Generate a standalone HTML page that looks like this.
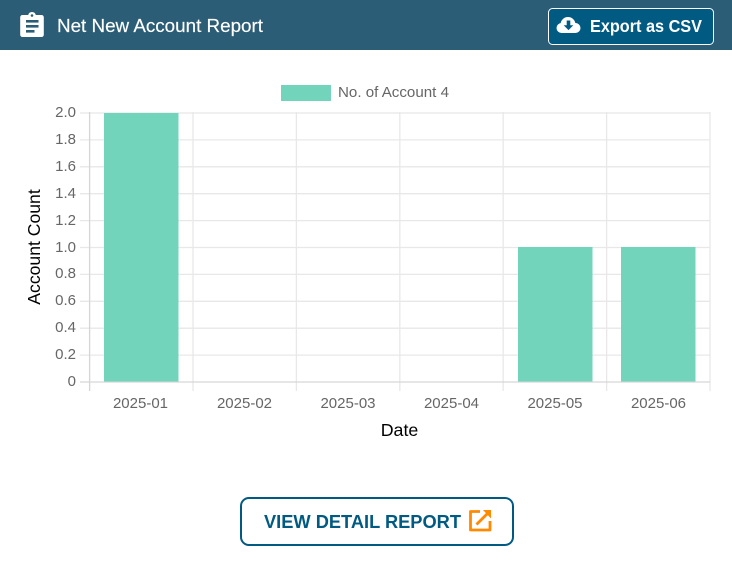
<!DOCTYPE html>
<html>
<head>
<meta charset="utf-8">
<style>
html,body{margin:0;padding:0;width:732px;height:563px;overflow:hidden;background:#fff}
svg{display:block;position:absolute;left:0;top:0}
text{font-family:"Liberation Sans",sans-serif}
</style>
</head>
<body>
<svg width="732" height="563" viewBox="0 0 732 563" xmlns="http://www.w3.org/2000/svg">
<rect x="0" y="0" width="732" height="50" fill="#2b5d76"/>
<!-- clipboard icon -->
<path d="M22.500 15h5.700a3.900 3.900 0 0 1 7.600 0h5.700a2.300 2.300 0 0 1 2.300 2.300v17.400a2.300 2.300 0 0 1-2.300 2.300H22.500a2.300 2.300 0 0 1-2.300-2.300V17.300a2.300 2.300 0 0 1 2.300-2.300z" fill="#fff"/>
<circle cx="32" cy="15.500" r="1.300" fill="#2b5d76"/>
<rect x="26" y="20" width="12.500" height="2.600" fill="#2b5d76"/>
<rect x="26" y="25" width="12.500" height="2.600" fill="#2b5d76"/>
<rect x="26" y="30" width="8.500" height="2.600" fill="#2b5d76"/>
<text x="57" y="32" font-size="18.200" fill="#fff" stroke="#fff" stroke-width="0.15" textLength="206" lengthAdjust="spacingAndGlyphs">Net New Account Report</text>
<!-- export button -->
<rect x="548.500" y="8.500" width="165" height="36" rx="4" fill="#005a82" stroke="#fff" stroke-width="1"/>
<g fill="#fff">
<circle cx="568" cy="24.500" r="7.500"/>
<circle cx="561.500" cy="28" r="5"/>
<circle cx="575.500" cy="28" r="5"/>
<rect x="561.500" y="25" width="14" height="8"/>
</g>
<path d="M566.700 20.500h3.600v4.700h3l-4.800 4.900-4.800-4.900h3z" fill="#005a82"/>
<text x="590" y="32" font-size="17.500" font-weight="700" fill="#fff" textLength="112" lengthAdjust="spacingAndGlyphs">Export as CSV</text>
<!-- legend -->
<rect x="281" y="85" width="50" height="16" fill="#72d4bb"/>
<text x="338" y="97" font-size="14.300" fill="#666" textLength="111" lengthAdjust="spacingAndGlyphs">No. of Account 4</text>
<!-- grid -->
<g stroke="#e8e8e8" stroke-width="1.300" fill="none">
<path d="M80 113H710M80 139.900H710M80 166.800H710M80 193.700H710M80 220.600H710M80 247.500H710M80 274.400H710M80 301.300H710M80 328.200H710M80 355.100H710"/>
<path d="M193 112V391M296.400 112V391M399.800 112V391M503.200 112V391M606.600 112V391M710 112V391"/>
</g>
<path d="M80 382H710M89.600 112V391" stroke="#d6d6d6" stroke-width="1.300" fill="none"/>
<!-- bars -->
<rect x="104" y="113" width="74.500" height="268.500" fill="#72d4bb"/>
<rect x="518" y="247" width="74.500" height="134.500" fill="#72d4bb"/>
<rect x="621" y="247" width="74.500" height="134.500" fill="#72d4bb"/>
<!-- y labels -->
<g font-size="15" fill="#666" text-anchor="end">
<text x="76" y="117">2.0</text>
<text x="76" y="144">1.8</text>
<text x="76" y="171">1.6</text>
<text x="76" y="198">1.4</text>
<text x="76" y="225">1.2</text>
<text x="76" y="252">1.0</text>
<text x="76" y="278">0.8</text>
<text x="76" y="305">0.6</text>
<text x="76" y="332">0.4</text>
<text x="76" y="359">0.2</text>
<text x="76" y="386">0</text>
</g>
<!-- x labels -->
<g font-size="15" fill="#666" text-anchor="middle">
<text x="140.500" y="408">2025-01</text>
<text x="244.500" y="408">2025-02</text>
<text x="348" y="408">2025-03</text>
<text x="451.500" y="408">2025-04</text>
<text x="555" y="408">2025-05</text>
<text x="658.500" y="408">2025-06</text>
</g>
<text x="399.500" y="436" font-size="17.800" fill="#000" text-anchor="middle">Date</text>
<text transform="translate(40 247) rotate(-90)" font-size="17.600" fill="#000" text-anchor="middle">Account Count</text>
<!-- bottom button -->
<rect x="241" y="498" width="272" height="47" rx="8" fill="#fff" stroke="#005a82" stroke-width="2"/>
<text x="264" y="528" font-size="18.500" font-weight="700" fill="#005a82" textLength="197" lengthAdjust="spacingAndGlyphs">VIEW DETAIL REPORT</text>
<path d="M480 511.500H470.500V530H490V521" fill="none" stroke="#ff8a00" stroke-width="2.800" stroke-linejoin="round"/>
<path d="M476.500 524.500L489 512" fill="none" stroke="#ff8a00" stroke-width="2.800"/>
<path d="M483 510H491V518.500z" fill="#ff8a00"/>
</svg>
</body>
</html>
==============================
** What to work on **
Without the pictures, retype the whole of the material above exactly.

** Solution for this task **
Generate a standalone HTML page that looks like this.
<!DOCTYPE html>
<html>
<head>
<meta charset="utf-8">
<style>
html,body{margin:0;padding:0;width:732px;height:563px;overflow:hidden;background:#fff}
svg{display:block;position:absolute;left:0;top:0}
text{font-family:"Liberation Sans",sans-serif}
</style>
</head>
<body>
<svg width="732" height="563" viewBox="0 0 732 563" xmlns="http://www.w3.org/2000/svg">
<rect x="0" y="0" width="732" height="50" fill="#2b5d76"/>
<!-- clipboard icon -->
<path d="M22.500 15h5.700a3.900 3.900 0 0 1 7.600 0h5.700a2.300 2.300 0 0 1 2.300 2.300v17.400a2.300 2.300 0 0 1-2.300 2.300H22.500a2.300 2.300 0 0 1-2.300-2.300V17.300a2.300 2.300 0 0 1 2.300-2.300z" fill="#fff"/>
<circle cx="32" cy="15.500" r="1.300" fill="#2b5d76"/>
<rect x="26" y="20" width="12.500" height="2.600" fill="#2b5d76"/>
<rect x="26" y="25" width="12.500" height="2.600" fill="#2b5d76"/>
<rect x="26" y="30" width="8.500" height="2.600" fill="#2b5d76"/>
<text x="57" y="32" font-size="18.200" fill="#fff" stroke="#fff" stroke-width="0.15" textLength="206" lengthAdjust="spacingAndGlyphs">Net New Account Report</text>
<!-- export button -->
<rect x="548.500" y="8.500" width="165" height="36" rx="4" fill="#005a82" stroke="#fff" stroke-width="1"/>
<g fill="#fff">
<circle cx="568" cy="24.500" r="7.500"/>
<circle cx="561.500" cy="28" r="5"/>
<circle cx="575.500" cy="28" r="5"/>
<rect x="561.500" y="25" width="14" height="8"/>
</g>
<path d="M566.700 20.500h3.600v4.700h3l-4.800 4.900-4.800-4.900h3z" fill="#005a82"/>
<text x="590" y="32" font-size="17.500" font-weight="700" fill="#fff" textLength="112" lengthAdjust="spacingAndGlyphs">Export as CSV</text>
<!-- legend -->
<rect x="281" y="85" width="50" height="16" fill="#72d4bb"/>
<text x="338" y="97" font-size="14.300" fill="#666" textLength="111" lengthAdjust="spacingAndGlyphs">No. of Account 4</text>
<!-- grid -->
<g stroke="#e8e8e8" stroke-width="1.300" fill="none">
<path d="M80 113H710M80 139.900H710M80 166.800H710M80 193.700H710M80 220.600H710M80 247.500H710M80 274.400H710M80 301.300H710M80 328.200H710M80 355.100H710"/>
<path d="M193 112V391M296.400 112V391M399.800 112V391M503.200 112V391M606.600 112V391M710 112V391"/>
</g>
<path d="M80 382H710M89.600 112V391" stroke="#d6d6d6" stroke-width="1.300" fill="none"/>
<!-- bars -->
<rect x="104" y="113" width="74.500" height="268.500" fill="#72d4bb"/>
<rect x="518" y="247" width="74.500" height="134.500" fill="#72d4bb"/>
<rect x="621" y="247" width="74.500" height="134.500" fill="#72d4bb"/>
<!-- y labels -->
<g font-size="15" fill="#666" text-anchor="end">
<text x="76" y="117">2.0</text>
<text x="76" y="144">1.8</text>
<text x="76" y="171">1.6</text>
<text x="76" y="198">1.4</text>
<text x="76" y="225">1.2</text>
<text x="76" y="252">1.0</text>
<text x="76" y="278">0.8</text>
<text x="76" y="305">0.6</text>
<text x="76" y="332">0.4</text>
<text x="76" y="359">0.2</text>
<text x="76" y="386">0</text>
</g>
<!-- x labels -->
<g font-size="15" fill="#666" text-anchor="middle">
<text x="140.500" y="408">2025-01</text>
<text x="244.500" y="408">2025-02</text>
<text x="348" y="408">2025-03</text>
<text x="451.500" y="408">2025-04</text>
<text x="555" y="408">2025-05</text>
<text x="658.500" y="408">2025-06</text>
</g>
<text x="399.500" y="436" font-size="17.800" fill="#000" text-anchor="middle">Date</text>
<text transform="translate(40 247) rotate(-90)" font-size="17.600" fill="#000" text-anchor="middle">Account Count</text>
<!-- bottom button -->
<rect x="241" y="498" width="272" height="47" rx="8" fill="#fff" stroke="#005a82" stroke-width="2"/>
<text x="264" y="528" font-size="18.500" font-weight="700" fill="#005a82" textLength="197" lengthAdjust="spacingAndGlyphs">VIEW DETAIL REPORT</text>
<path d="M480 511.500H470.500V530H490V521" fill="none" stroke="#ff8a00" stroke-width="2.800" stroke-linejoin="round"/>
<path d="M476.500 524.500L489 512" fill="none" stroke="#ff8a00" stroke-width="2.800"/>
<path d="M483 510H491V518.500z" fill="#ff8a00"/>
</svg>
</body>
</html>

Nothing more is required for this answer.